◆ INSTRUCTIONS FOR THE TASK
Compile every line that includes the word "this".

Code that builds pages:
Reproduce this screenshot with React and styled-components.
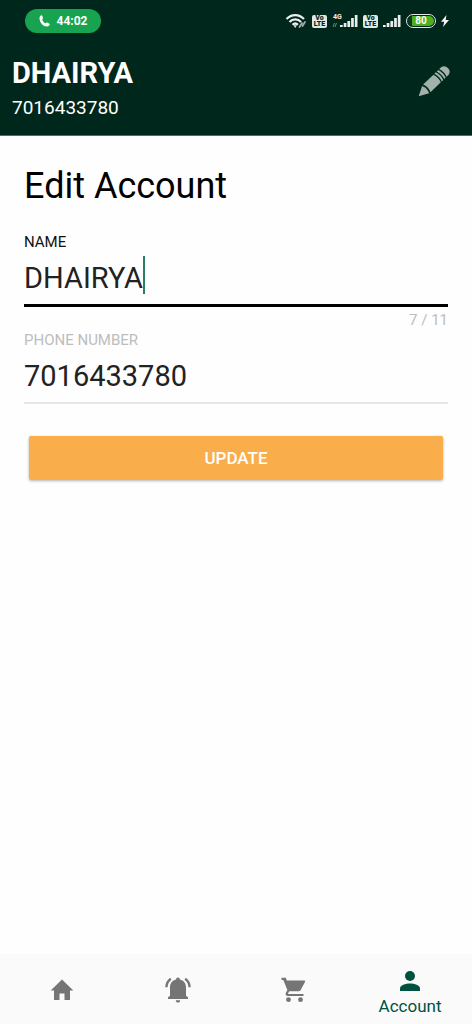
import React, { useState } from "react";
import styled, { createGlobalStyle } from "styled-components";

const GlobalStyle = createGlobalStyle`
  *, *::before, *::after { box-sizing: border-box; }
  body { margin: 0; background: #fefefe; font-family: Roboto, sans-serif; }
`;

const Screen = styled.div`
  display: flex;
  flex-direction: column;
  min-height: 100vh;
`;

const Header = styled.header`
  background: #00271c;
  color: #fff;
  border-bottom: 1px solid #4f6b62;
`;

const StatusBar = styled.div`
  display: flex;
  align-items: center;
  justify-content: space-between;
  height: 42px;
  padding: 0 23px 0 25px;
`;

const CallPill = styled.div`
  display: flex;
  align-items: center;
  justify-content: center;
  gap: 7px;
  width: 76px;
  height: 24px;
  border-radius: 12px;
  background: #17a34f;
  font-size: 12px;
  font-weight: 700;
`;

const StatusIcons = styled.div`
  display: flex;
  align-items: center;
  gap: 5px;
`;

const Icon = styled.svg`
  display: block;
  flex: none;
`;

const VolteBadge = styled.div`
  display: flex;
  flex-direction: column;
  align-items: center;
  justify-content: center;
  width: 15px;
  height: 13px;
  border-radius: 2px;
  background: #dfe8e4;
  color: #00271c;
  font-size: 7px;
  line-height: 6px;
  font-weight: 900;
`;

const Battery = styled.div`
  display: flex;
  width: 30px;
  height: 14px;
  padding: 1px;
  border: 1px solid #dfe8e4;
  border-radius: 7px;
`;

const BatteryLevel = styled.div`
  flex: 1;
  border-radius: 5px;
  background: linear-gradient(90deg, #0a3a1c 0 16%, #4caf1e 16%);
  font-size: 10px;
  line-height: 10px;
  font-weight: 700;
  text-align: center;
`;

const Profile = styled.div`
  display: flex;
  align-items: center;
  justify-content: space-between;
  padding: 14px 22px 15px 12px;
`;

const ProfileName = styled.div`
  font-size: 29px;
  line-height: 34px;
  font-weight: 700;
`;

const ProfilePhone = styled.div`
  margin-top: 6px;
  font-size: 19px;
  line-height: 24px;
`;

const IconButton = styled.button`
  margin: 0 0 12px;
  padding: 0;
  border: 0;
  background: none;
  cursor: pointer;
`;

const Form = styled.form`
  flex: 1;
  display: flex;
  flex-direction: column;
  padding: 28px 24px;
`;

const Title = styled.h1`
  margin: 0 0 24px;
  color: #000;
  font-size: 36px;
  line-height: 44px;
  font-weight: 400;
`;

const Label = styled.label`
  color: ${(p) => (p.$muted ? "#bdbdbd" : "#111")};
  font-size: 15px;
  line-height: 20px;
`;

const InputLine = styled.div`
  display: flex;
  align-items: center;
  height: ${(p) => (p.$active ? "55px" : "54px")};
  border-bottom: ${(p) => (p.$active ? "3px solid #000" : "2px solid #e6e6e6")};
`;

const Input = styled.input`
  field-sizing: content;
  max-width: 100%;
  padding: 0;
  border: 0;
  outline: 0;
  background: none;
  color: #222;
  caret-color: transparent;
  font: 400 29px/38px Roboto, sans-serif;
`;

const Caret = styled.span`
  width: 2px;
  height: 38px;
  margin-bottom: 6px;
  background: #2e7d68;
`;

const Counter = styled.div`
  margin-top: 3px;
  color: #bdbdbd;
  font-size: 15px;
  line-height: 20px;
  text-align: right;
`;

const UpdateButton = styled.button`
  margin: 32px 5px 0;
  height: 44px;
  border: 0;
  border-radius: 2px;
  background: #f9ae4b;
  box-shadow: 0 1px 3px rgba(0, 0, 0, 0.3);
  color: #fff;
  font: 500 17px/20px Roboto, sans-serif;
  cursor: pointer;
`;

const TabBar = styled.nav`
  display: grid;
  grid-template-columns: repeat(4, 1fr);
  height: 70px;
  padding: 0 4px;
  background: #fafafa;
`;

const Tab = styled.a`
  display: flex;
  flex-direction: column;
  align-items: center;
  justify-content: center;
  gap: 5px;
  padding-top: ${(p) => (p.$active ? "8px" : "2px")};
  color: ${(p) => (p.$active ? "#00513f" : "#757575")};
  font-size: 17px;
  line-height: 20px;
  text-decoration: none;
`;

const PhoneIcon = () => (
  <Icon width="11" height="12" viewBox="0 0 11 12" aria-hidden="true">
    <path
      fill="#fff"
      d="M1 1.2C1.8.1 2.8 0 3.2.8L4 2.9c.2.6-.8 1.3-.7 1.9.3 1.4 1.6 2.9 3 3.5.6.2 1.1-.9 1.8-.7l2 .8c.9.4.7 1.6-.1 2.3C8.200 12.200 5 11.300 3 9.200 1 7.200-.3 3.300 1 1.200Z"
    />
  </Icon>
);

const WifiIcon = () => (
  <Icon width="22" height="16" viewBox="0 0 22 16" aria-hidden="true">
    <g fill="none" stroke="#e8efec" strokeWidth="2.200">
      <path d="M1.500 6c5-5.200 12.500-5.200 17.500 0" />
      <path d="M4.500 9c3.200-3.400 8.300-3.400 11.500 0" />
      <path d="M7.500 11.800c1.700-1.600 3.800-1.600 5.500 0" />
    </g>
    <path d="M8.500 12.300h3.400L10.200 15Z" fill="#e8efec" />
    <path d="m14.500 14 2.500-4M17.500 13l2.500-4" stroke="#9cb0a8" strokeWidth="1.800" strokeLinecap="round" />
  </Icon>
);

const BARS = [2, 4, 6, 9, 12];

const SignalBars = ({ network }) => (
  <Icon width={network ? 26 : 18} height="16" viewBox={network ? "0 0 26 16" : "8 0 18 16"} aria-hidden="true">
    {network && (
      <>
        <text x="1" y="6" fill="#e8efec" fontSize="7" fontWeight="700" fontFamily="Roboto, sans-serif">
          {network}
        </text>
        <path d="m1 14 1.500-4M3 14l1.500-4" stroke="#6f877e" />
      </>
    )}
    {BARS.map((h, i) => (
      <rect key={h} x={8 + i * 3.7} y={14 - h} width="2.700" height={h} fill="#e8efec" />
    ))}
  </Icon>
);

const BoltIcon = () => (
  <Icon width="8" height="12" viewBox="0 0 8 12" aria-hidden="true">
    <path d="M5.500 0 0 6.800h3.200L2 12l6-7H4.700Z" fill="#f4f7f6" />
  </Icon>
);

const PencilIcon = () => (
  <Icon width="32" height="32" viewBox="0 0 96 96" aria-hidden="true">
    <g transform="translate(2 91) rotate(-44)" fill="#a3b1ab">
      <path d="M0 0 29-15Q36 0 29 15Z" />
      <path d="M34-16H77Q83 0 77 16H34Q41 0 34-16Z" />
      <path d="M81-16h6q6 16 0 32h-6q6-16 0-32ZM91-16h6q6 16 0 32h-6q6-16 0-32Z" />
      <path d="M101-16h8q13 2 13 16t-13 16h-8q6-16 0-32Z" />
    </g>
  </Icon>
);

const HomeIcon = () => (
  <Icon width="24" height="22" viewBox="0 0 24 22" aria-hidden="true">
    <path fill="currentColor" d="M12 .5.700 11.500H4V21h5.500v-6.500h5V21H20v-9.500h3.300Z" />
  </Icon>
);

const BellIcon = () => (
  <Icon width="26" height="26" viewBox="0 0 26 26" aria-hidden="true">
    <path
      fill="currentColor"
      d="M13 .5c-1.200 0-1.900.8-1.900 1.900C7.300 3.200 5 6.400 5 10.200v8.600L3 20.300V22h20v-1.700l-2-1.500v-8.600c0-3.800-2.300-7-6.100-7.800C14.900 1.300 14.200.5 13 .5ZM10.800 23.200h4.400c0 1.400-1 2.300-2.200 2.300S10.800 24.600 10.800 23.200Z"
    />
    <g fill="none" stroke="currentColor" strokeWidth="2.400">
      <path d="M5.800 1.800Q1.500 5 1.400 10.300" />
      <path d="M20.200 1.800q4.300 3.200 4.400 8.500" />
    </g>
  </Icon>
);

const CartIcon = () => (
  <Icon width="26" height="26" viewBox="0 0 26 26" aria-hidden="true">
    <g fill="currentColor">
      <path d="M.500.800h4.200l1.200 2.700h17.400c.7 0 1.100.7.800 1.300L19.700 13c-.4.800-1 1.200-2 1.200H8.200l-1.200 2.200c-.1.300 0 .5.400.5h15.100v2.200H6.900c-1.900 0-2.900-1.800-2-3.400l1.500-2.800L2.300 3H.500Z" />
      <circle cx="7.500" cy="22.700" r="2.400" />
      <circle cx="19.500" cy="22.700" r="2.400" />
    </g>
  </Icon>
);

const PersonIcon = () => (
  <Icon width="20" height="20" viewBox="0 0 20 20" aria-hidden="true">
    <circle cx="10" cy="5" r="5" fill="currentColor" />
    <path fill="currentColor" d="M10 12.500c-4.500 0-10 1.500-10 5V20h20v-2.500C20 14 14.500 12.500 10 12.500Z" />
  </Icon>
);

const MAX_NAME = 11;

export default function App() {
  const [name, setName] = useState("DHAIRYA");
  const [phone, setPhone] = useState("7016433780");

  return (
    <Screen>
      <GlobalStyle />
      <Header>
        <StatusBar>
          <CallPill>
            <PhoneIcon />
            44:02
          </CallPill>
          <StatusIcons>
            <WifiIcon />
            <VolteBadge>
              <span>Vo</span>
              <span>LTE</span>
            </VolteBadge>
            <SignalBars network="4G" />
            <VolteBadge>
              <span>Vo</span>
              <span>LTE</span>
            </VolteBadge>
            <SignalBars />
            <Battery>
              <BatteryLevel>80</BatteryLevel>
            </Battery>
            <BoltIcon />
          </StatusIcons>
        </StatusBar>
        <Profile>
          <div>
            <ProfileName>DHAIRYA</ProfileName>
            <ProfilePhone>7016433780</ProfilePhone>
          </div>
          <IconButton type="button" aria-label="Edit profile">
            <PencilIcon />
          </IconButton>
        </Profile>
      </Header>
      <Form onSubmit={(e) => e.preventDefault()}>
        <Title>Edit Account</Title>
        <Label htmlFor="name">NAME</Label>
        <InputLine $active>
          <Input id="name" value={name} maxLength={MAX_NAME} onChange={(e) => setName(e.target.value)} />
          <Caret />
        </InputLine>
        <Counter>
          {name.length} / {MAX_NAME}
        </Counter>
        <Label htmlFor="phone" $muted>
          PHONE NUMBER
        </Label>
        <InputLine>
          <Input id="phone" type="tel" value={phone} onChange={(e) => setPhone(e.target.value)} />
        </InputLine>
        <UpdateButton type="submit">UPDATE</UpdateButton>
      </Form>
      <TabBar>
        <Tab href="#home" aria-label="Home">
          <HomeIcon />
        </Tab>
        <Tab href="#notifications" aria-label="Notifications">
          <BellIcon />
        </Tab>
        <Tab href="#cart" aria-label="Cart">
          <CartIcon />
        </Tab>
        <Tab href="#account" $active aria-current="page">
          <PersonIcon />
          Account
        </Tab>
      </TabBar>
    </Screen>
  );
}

--

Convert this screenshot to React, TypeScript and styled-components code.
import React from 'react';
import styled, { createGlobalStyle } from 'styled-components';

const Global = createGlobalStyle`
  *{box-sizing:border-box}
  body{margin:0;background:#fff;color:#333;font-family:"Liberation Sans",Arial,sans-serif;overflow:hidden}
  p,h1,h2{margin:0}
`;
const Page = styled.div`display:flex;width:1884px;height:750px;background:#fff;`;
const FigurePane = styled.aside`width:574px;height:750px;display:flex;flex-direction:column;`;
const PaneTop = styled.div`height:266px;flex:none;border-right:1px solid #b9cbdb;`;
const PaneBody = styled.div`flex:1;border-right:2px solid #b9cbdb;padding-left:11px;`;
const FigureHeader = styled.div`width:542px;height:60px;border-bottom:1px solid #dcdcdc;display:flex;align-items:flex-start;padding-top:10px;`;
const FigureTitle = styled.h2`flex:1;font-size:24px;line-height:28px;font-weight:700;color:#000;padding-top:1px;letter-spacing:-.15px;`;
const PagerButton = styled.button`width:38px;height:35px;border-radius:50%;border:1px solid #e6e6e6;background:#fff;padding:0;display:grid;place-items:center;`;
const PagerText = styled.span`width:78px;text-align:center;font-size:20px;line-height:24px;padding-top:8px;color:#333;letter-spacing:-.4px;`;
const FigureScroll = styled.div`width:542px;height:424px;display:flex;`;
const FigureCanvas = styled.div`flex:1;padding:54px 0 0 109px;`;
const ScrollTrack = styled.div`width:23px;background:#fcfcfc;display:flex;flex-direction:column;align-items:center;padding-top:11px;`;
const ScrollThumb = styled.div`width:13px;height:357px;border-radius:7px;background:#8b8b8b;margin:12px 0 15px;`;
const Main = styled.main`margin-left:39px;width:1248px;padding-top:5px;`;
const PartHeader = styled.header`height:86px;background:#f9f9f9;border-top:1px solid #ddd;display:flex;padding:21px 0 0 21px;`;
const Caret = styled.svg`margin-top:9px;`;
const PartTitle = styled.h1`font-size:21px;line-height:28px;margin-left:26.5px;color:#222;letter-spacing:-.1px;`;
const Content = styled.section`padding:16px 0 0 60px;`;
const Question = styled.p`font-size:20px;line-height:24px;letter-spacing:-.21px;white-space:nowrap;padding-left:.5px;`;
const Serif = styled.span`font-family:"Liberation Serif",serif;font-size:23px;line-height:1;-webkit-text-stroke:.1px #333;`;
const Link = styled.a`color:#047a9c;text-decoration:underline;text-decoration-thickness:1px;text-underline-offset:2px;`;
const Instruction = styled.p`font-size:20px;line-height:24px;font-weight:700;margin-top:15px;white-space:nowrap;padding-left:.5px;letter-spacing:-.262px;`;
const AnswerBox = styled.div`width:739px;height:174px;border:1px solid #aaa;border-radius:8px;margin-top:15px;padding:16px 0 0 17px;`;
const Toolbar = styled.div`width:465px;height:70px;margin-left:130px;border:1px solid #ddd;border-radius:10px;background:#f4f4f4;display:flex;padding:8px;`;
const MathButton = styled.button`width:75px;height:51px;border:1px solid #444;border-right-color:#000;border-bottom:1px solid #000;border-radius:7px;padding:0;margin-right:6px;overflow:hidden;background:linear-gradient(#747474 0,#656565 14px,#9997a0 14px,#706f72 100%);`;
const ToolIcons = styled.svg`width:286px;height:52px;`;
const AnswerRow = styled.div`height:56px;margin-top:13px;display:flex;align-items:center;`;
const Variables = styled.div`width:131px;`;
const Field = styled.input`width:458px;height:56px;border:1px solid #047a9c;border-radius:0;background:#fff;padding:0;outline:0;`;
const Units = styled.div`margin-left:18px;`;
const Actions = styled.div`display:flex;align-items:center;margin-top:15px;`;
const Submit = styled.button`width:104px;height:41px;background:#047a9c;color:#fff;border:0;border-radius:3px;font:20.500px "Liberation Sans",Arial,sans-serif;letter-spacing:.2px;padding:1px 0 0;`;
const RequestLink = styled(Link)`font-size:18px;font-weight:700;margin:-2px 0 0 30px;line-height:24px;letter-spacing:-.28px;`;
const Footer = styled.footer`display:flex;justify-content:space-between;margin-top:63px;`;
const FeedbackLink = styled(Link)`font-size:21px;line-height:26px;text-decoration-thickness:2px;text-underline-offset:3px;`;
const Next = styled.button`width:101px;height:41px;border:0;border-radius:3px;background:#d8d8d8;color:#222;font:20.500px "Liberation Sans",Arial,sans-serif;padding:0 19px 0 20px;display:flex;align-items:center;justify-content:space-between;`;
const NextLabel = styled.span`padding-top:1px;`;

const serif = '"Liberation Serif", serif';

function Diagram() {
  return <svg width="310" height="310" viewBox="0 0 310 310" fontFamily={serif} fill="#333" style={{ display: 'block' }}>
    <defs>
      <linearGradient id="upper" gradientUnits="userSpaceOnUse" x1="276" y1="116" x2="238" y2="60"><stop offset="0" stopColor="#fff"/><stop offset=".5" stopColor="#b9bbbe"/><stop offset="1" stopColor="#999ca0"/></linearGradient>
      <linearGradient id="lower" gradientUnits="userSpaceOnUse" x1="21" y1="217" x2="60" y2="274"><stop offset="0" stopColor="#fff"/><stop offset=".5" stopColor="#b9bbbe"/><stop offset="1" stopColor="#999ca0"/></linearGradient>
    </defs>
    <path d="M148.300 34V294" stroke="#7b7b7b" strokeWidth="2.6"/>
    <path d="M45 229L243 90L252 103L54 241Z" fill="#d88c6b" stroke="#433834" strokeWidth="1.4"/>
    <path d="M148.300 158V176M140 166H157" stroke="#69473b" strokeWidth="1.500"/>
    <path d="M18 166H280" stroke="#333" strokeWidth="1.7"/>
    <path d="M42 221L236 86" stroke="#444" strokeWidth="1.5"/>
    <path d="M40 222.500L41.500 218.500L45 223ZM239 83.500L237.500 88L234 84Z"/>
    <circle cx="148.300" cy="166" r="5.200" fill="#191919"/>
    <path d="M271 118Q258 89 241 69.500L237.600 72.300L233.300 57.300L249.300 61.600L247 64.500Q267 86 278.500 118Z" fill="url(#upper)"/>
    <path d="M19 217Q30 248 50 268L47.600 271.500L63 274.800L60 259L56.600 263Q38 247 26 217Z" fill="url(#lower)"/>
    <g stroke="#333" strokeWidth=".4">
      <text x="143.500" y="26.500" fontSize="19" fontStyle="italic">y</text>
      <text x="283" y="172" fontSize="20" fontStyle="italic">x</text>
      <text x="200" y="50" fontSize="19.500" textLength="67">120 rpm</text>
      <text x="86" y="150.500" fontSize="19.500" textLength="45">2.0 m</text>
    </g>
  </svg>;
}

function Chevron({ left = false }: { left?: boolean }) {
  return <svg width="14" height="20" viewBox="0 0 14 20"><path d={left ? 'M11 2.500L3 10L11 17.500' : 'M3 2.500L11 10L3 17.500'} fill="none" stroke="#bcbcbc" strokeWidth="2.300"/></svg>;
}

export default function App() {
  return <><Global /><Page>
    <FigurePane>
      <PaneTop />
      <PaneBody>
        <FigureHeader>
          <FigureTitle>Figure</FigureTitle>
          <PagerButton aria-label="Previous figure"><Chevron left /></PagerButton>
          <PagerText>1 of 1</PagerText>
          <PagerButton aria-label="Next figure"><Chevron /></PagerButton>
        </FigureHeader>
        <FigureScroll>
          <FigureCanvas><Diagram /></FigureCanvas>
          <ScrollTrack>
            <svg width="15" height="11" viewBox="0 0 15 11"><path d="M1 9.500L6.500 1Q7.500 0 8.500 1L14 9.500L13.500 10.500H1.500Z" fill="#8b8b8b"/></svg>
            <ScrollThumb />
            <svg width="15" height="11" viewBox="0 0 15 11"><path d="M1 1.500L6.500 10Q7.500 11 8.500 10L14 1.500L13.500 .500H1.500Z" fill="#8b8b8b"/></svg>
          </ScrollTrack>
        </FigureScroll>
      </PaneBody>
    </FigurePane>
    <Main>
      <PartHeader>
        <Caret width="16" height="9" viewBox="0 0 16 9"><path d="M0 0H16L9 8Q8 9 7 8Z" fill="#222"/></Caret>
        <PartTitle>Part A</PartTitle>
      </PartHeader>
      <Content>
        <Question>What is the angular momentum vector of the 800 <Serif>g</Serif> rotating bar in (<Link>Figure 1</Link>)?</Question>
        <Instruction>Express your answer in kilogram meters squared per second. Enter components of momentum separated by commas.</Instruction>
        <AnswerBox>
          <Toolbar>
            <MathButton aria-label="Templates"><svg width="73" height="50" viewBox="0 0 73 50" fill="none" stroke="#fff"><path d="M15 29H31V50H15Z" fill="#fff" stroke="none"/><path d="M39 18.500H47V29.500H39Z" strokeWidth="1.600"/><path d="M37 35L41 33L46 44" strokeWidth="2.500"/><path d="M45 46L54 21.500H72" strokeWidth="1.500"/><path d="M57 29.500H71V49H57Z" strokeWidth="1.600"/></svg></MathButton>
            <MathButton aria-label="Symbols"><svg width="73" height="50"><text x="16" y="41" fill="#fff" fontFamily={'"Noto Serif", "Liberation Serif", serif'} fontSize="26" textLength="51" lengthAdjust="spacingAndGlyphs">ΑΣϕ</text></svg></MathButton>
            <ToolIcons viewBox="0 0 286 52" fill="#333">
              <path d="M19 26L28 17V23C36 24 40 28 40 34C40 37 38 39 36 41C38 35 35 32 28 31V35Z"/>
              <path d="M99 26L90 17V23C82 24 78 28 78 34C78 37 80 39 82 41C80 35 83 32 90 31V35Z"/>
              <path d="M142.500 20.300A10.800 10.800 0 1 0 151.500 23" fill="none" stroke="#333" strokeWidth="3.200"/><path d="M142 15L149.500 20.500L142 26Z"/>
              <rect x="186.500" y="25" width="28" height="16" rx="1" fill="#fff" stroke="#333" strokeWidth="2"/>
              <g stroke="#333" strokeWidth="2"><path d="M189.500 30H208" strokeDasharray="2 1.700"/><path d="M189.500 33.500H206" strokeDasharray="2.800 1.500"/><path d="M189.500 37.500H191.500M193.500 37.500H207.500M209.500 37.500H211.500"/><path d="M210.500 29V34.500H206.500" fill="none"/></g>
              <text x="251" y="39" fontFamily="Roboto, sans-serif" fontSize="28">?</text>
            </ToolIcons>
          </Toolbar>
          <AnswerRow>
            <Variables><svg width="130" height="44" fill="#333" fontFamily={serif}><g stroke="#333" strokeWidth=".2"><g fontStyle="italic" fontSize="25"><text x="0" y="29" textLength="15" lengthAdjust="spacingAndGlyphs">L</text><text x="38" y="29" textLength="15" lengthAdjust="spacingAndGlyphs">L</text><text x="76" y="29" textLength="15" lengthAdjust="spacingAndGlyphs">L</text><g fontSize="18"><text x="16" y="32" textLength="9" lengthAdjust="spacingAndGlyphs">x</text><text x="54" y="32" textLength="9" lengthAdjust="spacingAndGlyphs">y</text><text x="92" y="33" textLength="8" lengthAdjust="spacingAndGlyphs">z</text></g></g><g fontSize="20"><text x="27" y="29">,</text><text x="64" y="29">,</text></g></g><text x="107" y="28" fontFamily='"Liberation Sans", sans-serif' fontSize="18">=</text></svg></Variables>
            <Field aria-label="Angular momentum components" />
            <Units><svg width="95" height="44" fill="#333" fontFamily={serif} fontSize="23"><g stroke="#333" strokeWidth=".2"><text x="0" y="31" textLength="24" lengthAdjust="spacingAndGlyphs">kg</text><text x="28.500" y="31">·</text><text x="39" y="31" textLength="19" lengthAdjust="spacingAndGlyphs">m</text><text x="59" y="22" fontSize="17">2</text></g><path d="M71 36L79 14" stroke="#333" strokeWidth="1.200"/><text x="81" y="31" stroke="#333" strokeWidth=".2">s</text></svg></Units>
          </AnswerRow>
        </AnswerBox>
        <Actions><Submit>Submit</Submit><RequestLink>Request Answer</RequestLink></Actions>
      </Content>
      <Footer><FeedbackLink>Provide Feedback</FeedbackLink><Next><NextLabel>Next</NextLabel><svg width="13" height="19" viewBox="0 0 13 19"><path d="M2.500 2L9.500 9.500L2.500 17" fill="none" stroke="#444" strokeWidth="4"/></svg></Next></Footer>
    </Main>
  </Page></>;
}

◆ TASK RESPONSE
Reproduce this screenshot with React and styled-components.
Convert this screenshot to React, TypeScript and styled-components code.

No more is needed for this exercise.